Training for such eventualities goes on all year long. Training courses throughout the military branches have been preparing for the civilian COVID-19 immunization efforts as an added part of their curriculum in instructional and practical courses on immunizations.

Trained military personnel can provide vaccinations to civilians under the Public Readiness and Emergency Preparedness Act. The PREP Act allows the Department of Health and Human Services to issue a declaration to provide legal protections to certain military personnel involved in mass vaccination efforts.

A lady in a wheel chair wearing a face mask receives the COVID-19 vaccine from military health personnel
Wilma Tucker, 99, received her COVID-19 vaccination at General Leonard Wood Army Community Hospital Jan. 29. Tucker was a WWII veteran and stenographer for U.S. Forces Headquarters in Austria (Photo by: Chad Ashe, General Leonard Wood Army Community Hospital Public Affairs).

At Joint Base San Antonio, Air Force Master Sgt.

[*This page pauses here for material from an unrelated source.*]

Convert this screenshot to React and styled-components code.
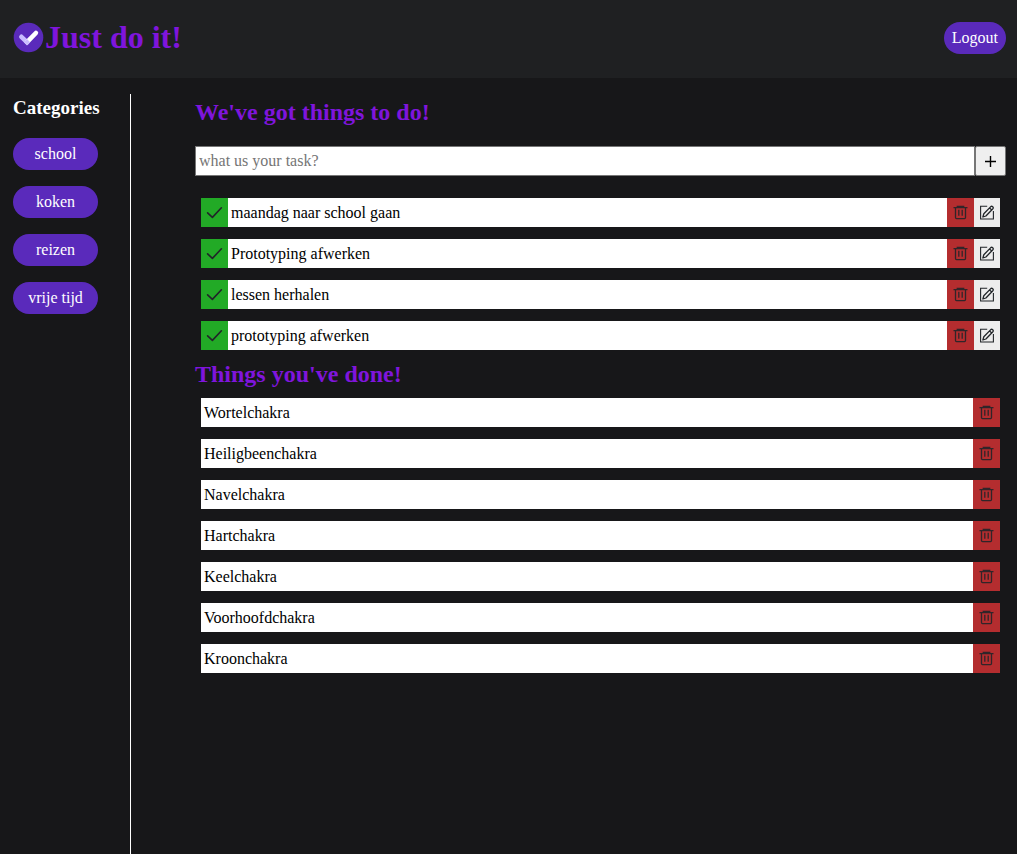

Evans Opoku, the enlisted consultant for allergy immunizations, said they have been informed to push out the message to train medics in the specifics of COVID-19 vaccine inoculations using the DOD guidance. The DOD guidance adheres to the guidelines created by the Centers for Disease Control and Prevention, which are being used in mass civilian vaccinations.

Only appropriately trained and qualified medical personnel, working within their scope of practice, are selected to run a COVID-19 vaccination effort either for the military or civilian community. Medics authorized to administer COVID-19 vaccines must complete prerequisite training and maintain certificates of training requirements set forth by the CDC as well as any applicable DOD training requirements.

In particular, the Air Force medical service leverages several programs to support the DOD Immunizations Program. Allergy/immunology technicians attend a 5½-week joint-service training provided at Walter Reed National Military Medical Center in Bethesda, Maryland, where a course trains immunology-allergy military technicians and civilians for the skills necessary to become certified medical care givers in administering vaccines. The students receive specialized training in, among other skills, vaccine storage and handling, and disease prevention through vaccinations for deploying personnel for peacetime and wartime missions.

At their duty station, allergy/immunization technicians manage computer-based patient information. They administer vaccines in accordance with current CDC guidelines, and provide emergency care for treatment of anaphylaxis, a serious allergic reaction. Additionally, they provide patient education regarding expected reactions and proper post-vaccination care, and train all staff members on the clinical standards for the quality delivery of immunizations.

Immunization back-up technicians are trained to administer immunizations in immunizations clinics and other outpatient clinics. Immunization augmentees are trained to assist with mass military immunizations programs administering only one vaccine at a time. They work under the supervision of an allergy/immunization tech or immunization back-up tech.

Other facilities across the military that train enlisted medical personnel to administer immunizations include the Army Combat Medic Specialist Training Program, Navy Hospital Corpsman Basic and Air Force Aerospace Medical Service Apprentice programs at the Medical Education and Training Campus located on Joint Base San Antonio-Fort Sam Houston.

Military history and continuous training mean thousands of enlisted personnel will be able to help stop the spread of COVID-19 as greater vaccine supplies become available for mass distribution.

Said Defense Secretary Austin: “The military's critical role in supporting sites will help vaccinate thousands of people per day and ensure that every American who wants a vaccine will receive one.”